The Role Of Brown V. The Board Of Education

In The Issue Of Racial Discrimination

The Supreme Court deals with over 300, 000 cases every year. It is the job of the

government to ensure its peoples' natural rights as well as guarantee their life, liberty,

and pursuit of happiness. Court cases involve just about every aspect of life, whether

they concern freedom of the press, freedom of speech, or issues such as racial

discrimination. Racial discrimination has been a very controversial issue over the years.
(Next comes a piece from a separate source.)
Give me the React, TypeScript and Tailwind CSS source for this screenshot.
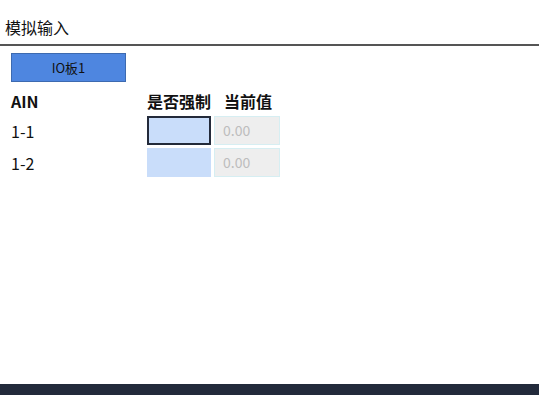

It has been a wavering decision whether or not to have segregation in America, yet one

particular court case contradicted the belief of segregation; Brown vs. the Board of

Education.

What is unique about this particular court case, is that it is one of the few cases

that have been an overturn or a reversal of a previous case. For example, the Supreme

Court has issued many decisions of court cases that have been final and not refuted.
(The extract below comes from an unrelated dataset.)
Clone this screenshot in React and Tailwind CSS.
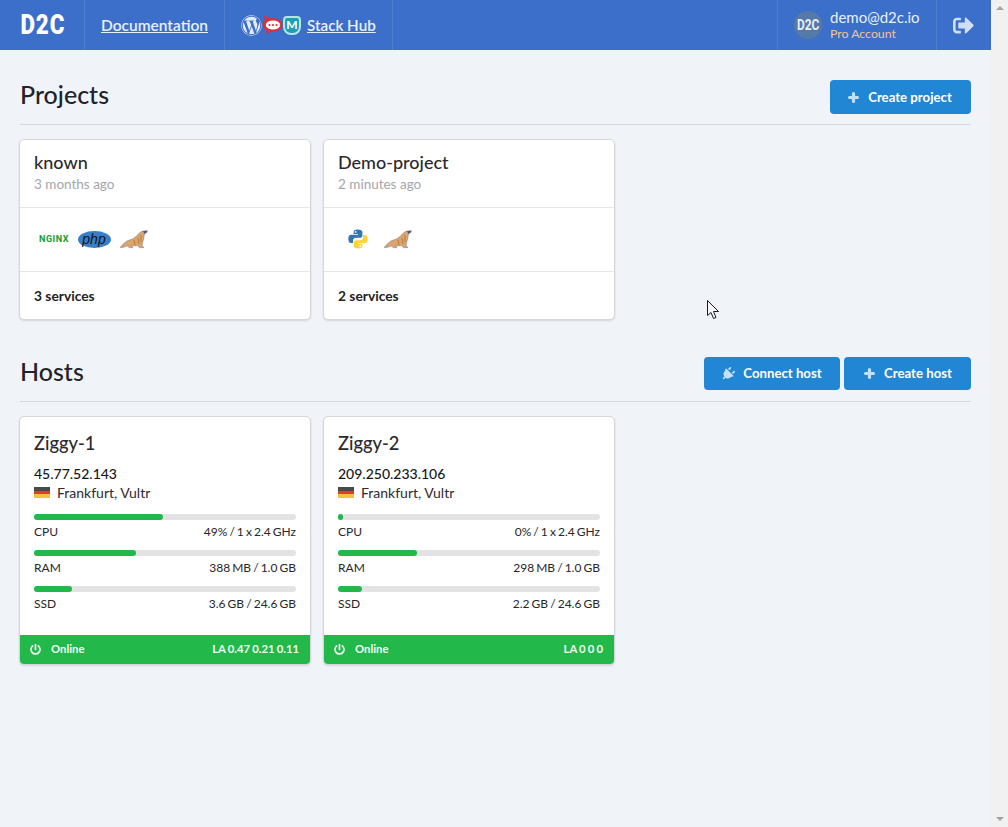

However, the decision of the Brown vs. the Board of Education was an overturn of the

Plessy v. Ferguson case. “Months of backroom conversations proved successful for

Warren: Brown, which overruled Plessy by finding that ‘separate but equal' was

‘inherently unequal' and therefore unconstitutional, was a 9-0 decision” (Dershowitz

341).

The main issue of this court case was that of racial segregation. However,

because of this very general topic, it can cover issues ranging from slavery to the right to

vote. All these areas deal with how blacks and whites have been considered unequal in

America. The main reason why this case became so popular was because it battled an

issue that has been present in America for decades.

Even though there has always been hostility between blacks and whites, it peaked

during the times of the Civil War. “Garrison, the editor of the Liberator, a new weekly

newspaper, said slavery was a sin and demanded that it be immediately abolished”

(Morin 15). During the 1850s and 1860s, slavery was the main focus because it was the

evident idea that blacks were inferior to whites. Even after President Abraham Lincoln

tried to free all black slaves in the South, there was still tension between the whites and

blacks because whites felt that blacks were taking their positions in jobs and other areas.

They felt that the only reasonable positions for blacks were as slaves for whites.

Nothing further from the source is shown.